É interessante notar, a princípio, a construção das personagens e como elas criam uma relação diametralmente oposta, porém com um ponto de convergência. Ao passo que William encarna todo um cansaço e stress com uma sociedade doente e sem sentido, fruto de um capitalismo extremamente avançado, e perde a cabeça com isso indo ao extremo, Prendergast reflete justamente uma angústia de uma vida não realmente aproveitada, um policial que cedo desistiu de atuar nas ruas e que sempre esteve às custas de uma relação conturbada com sua esposa. 


A convergência construída pelo roteiro de Ebbe Roe Smith encontra-se justamente no fato de que os dois possuem algo que os impõe nesse estado (ambos têm uma relação complexa com a paternidade), mas que é encarado de maneiras diferentes. Enquanto Prendergast possui uma serenidade digna de uma pessoa mais velha e uma aceitação passiva, William é uma bomba a ponto de explodir acoplando toda a loucura do não-sentido dessa sociedade em suas atitudes repentinas, violentas e não pensadas. E Michael Douglas é competente o suficiente para reproduzir este papel com uma atuação física (principalmente pelo olhar) e verbal muito bem construída. Estamos de frente a alguém que não possui mais impedimentos e que consegue ser frio e quente em questão de segundos.


Nesse sentido, há um comentário social muito óbvio esboçado tanto pelo roteiro, quanto pela composição visual de Schumacher. Ao passo que as personagens e as situações transmitem esse questionamento desta sociedade doentia, o diretor insiste em reforçar isso em diversos momentos, filmando mendigos, estrangeiros em situações complexas e todas as contradições resultantes de uma civilização automatizada, que se sustenta à base de um lucro colocado de uma forma contemporânea e cujos “personagens secundários” que compõem o aspecto “feio” estão por todos os lados demonstrando a falência de algo que prometia ser, contrariamente, um sucesso. É curiosamente aqui que há o sucesso e também o problema do filme. Isso porque, por mais interessante que seja o comentário e a crítica criados, a insistência de Schumacher em repetir essa mensagem constantemente enfraquece o poder emocional do longa e prejudica o engajamento de seu final. Mas isso apenas no sentido crítico, pois na construção sentimental particular da personagem, há a criação de um envolvimento com o espectador. Podemos sentir William, toda sua confusão mental e suas conclusões.
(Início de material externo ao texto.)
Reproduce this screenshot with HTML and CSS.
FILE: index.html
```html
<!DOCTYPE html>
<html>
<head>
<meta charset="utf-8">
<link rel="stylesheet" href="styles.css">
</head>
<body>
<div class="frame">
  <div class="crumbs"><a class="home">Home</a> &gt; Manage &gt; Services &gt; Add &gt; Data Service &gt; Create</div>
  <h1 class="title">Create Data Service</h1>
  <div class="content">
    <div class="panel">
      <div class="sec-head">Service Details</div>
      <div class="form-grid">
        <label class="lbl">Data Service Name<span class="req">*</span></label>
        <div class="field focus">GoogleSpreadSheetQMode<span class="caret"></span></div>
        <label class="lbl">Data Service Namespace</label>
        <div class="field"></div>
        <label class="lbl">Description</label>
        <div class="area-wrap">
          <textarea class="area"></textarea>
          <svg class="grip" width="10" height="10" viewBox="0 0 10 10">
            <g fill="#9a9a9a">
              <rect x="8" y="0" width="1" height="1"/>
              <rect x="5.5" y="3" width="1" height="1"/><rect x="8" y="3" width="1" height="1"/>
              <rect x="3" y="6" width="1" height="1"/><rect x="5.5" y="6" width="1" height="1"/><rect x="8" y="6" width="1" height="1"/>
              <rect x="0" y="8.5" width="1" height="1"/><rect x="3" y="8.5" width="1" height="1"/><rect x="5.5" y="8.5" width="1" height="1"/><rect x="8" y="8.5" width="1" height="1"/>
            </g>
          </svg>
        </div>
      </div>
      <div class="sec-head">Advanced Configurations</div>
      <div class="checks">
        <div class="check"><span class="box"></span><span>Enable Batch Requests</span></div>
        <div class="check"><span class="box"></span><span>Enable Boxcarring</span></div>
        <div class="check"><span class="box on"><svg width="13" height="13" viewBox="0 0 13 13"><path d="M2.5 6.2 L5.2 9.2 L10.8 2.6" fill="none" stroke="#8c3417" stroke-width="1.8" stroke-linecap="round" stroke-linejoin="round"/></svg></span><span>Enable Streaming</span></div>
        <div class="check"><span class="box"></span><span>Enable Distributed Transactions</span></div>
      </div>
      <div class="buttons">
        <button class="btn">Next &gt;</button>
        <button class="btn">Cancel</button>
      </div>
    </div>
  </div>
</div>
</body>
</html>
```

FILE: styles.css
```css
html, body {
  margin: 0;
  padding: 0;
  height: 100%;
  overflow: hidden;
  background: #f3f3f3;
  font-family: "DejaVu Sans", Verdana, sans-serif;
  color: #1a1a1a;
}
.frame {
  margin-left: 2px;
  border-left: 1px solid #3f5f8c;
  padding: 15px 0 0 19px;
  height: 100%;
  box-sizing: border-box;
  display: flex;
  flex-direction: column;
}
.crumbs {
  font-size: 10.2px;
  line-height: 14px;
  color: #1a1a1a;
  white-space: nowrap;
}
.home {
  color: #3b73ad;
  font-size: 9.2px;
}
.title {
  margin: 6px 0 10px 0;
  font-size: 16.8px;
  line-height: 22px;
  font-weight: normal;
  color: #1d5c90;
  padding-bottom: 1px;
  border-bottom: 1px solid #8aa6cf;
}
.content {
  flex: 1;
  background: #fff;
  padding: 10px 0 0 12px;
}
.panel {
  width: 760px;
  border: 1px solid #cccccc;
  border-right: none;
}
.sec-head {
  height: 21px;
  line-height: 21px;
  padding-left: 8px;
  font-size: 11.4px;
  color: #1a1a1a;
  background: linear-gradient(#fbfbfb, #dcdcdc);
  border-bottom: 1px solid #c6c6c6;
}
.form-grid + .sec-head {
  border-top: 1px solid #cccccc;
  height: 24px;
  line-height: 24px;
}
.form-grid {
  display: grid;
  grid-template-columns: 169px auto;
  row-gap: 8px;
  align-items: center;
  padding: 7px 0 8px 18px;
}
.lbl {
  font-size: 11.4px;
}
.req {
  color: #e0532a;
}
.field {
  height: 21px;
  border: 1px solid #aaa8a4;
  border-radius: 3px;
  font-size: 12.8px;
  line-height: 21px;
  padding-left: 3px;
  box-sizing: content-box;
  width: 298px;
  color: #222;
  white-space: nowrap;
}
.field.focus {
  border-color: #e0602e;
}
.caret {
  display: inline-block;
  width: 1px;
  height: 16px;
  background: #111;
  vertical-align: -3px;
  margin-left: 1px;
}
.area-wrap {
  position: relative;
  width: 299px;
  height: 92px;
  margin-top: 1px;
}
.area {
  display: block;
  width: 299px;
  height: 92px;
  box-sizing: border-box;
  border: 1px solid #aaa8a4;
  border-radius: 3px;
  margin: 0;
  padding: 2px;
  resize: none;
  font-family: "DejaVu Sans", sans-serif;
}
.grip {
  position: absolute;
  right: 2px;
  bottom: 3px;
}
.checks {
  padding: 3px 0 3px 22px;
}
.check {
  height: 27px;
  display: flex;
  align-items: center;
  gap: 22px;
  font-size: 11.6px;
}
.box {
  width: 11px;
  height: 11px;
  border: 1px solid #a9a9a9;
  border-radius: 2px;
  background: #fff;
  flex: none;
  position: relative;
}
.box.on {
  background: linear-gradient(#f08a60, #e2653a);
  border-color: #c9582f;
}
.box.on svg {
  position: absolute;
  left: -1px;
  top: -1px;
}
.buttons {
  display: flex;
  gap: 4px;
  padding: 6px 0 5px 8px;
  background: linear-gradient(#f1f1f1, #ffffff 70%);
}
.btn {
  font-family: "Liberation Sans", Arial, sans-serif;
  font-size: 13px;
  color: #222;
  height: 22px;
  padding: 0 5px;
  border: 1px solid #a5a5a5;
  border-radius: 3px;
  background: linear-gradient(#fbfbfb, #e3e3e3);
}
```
Tudo isso torna-se um problema de construção, porém a diversificação do tom ao longo do filme é muito bem realizada por Schumacher, transitando entre a comédia e o drama com facilidade. O filme possui momentos realmente engraçados, ao passo que consegue pesar com a mensagem. Ainda assim, como dito antes, a utilização de certas técnicas, movimentos de câmera, composições artísticas e aspectos fotográficos acaba por datar o filme, impedindo-o de criar uma característica transcendental que poderia validar ainda mais sua crítica. Mas, como a sociedade atual ainda é regida por esse capitalismo tardio, podemos nos conectar com a mensagem do filme sem problemas maiores.
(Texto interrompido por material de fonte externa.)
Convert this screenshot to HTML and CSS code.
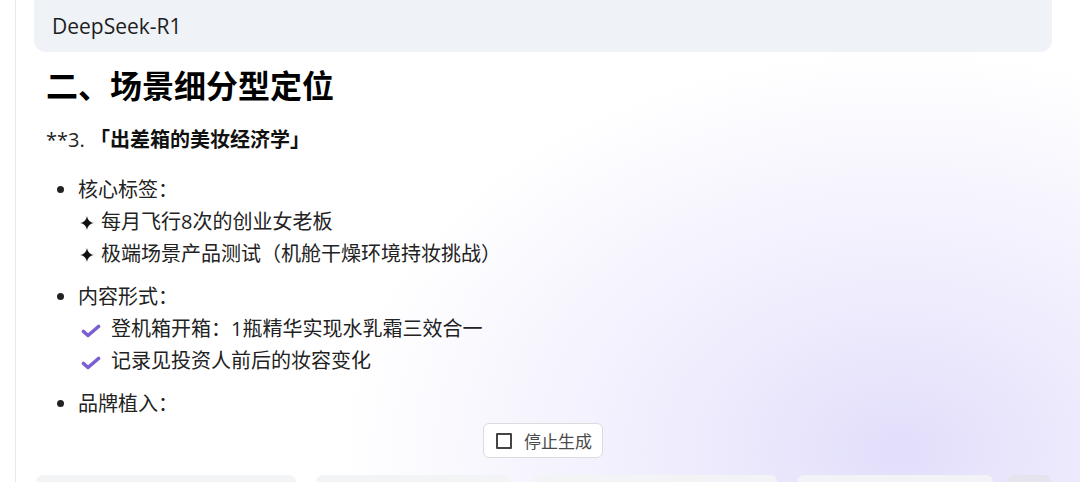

Em suma, Um Dia de Fúria é um filme sobre a decadência e a queda. Há um homem em decadência com o que é “ser americano” nos anos 90 e como isso se relaciona com o sistema em que vive, simultaneamente a uma sociedade em decadência por conta destes mesmos fatores. Algo que pode ser relacionado, de certa forma, com outro filme dos anos 90 que permeia temas similares, O Ódio. Ainda que possua suas obviedades e seu visual certamente datado, o longa consegue transmitir seguramente a mensagem através de um roteiro bem escrito, personagens com conflitos interessantes e uma crítica que continua, infelizmente, viva e atual como nunca.


Título Original: Falling Down

Direção: Joel Schumacher

Duração: 113 minutos

Elenco: Michael Douglas, Robert Duvall, Barbara Hershey, Rachel Ticotin

Sinopse: Prendergast (Robert Duvall), um policial em seu último dia de trabalho pois vai se aposentar, arrisca sua vida para tentar deter William Foster (Michael Douglas), um homem emocionalmente perturbado que perdeu seu emprego e vai ao encontro de Beth (Barbara Hershey), sua ex-mulher, e da filha, sem requer reconhecer que o seu casamento já acabou há muito tempo. Em seu caminho, William vai eliminando quem cruza seu destino.